Le opportunità più interessanti emergono però tra mid e small cap, che presentano valutazioni scontate di circa il 10% rispetto alla media storica e possono beneficiare di nuova liquidità grazie ai fondi legati al Fondo nazionale strategico, con un volume previsto pari o superiore a 700 milioni di euro.
Tra i titoli più promettenti per il 2026 emergono, all’interno del Ftse Mib, Azimut, Campari, Lottomatica, Saipem e Stellantis, mentre nel segmento mid cap figurano De’ Longhi, Ferretti, Mfe A, Moltiply e Reply. Le small cap più apprezzate includono Abp Nocivelli, Fila, First Capital, GeneralFinance e Orsero, società che si distinguono per posizionamento di mercato e potenziale di crescita.

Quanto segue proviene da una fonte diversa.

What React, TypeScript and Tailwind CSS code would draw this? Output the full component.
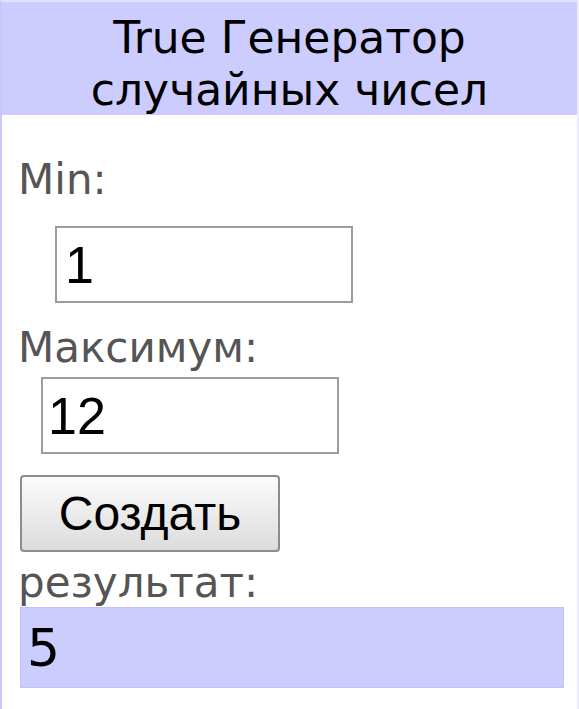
import React from "react";

export default function App() {
  return (
    <div className="w-[579px] h-[709px] bg-white overflow-hidden">
      <div className="flex flex-col w-full h-full border-t-2 border-t-[#e2e2ff] border-l-2 border-l-[#c8c8ff] border-r-2 border-r-[#ececff]">
        <div className="h-[113px] bg-[#ccccff] pt-[10px] text-center text-black text-[44px] leading-[52px] font-['DejaVu_Sans',Verdana,sans-serif]">
          <div>True Генератор</div>
          <div>случайных чисел</div>
        </div>
        <div className="flex flex-col items-start pl-[16px] pt-[41px]">
          <div className="h-[48px] text-[42px] leading-[48px] text-[#555555] font-['DejaVu_Sans',Verdana,sans-serif]">
            Min:
          </div>
          <input
            readOnly
            value="1"
            className="block mt-[22px] ml-[37px] w-[298px] h-[77px] border-2 border-[#9c9c9c] bg-white pl-[8px] text-[52px] text-black outline-none font-['Liberation_Sans',Arial,sans-serif]"
          />
          <div className="mt-[21px] h-[48px] text-[42px] leading-[48px] text-[#555555] font-['DejaVu_Sans',Verdana,sans-serif]">
            Максимум:
          </div>
          <input
            readOnly
            value="12"
            className="block mt-[5px] ml-[23px] w-[298px] h-[77px] border-2 border-[#9c9c9c] bg-white pl-[5px] text-[52px] text-black outline-none font-['Liberation_Sans',Arial,sans-serif]"
          />
          <button className="block mt-[21px] ml-[2px] w-[260px] h-[77px] rounded-[4px] border-2 border-[#8c8c8c] bg-gradient-to-b from-[#fbfbfb] to-[#dcdcdc] text-[48px] text-black font-['Liberation_Sans',Arial,sans-serif]">
            Создать
          </button>
          <div className="mt-[7px] h-[48px] text-[42px] leading-[48px] text-[#555555] font-['DejaVu_Sans',Verdana,sans-serif]">
            результат:
          </div>
          <div className="mt-0 ml-[2px] w-[544px] h-[81px] bg-[#ccccff] border border-[#c0c0ff] pl-[6px] flex items-center text-[52px] text-black font-['DejaVu_Sans',Verdana,sans-serif]">
            5
          </div>
        </div>
      </div>
    </div>
  );
}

Sul fronte internazionale, il quadro risulta più complesso. I multipli dell’azionario globale hanno registrato una notevole espansione rispetto ai minimi di aprile dopo il cosiddetto “liberation day” USA. L’S&P 500 (che da solo rappresenta il 70% della capitalizzazione mondiale) tratta oggi a un P/E forward di 20 volte rispetto alle 15 volte di primavera. Il CAPE di Shiller si avvicina a quota 40, livello elevato che gli analisti collegano alla fase iniziale dell’espansione dell’intelligenza artificiale. Il boom dei capex degli hyperscaler, stimati a 368 miliardi nel 2025 e in crescita del 66% annuo, mostra quanto la trasformazione digitale stia ridisegnando il mercato globale. Restano però interrogativi sulla piena monetizzazione dell’AI e sulle modalità di finanziamento di questa accelerazione tecnologica.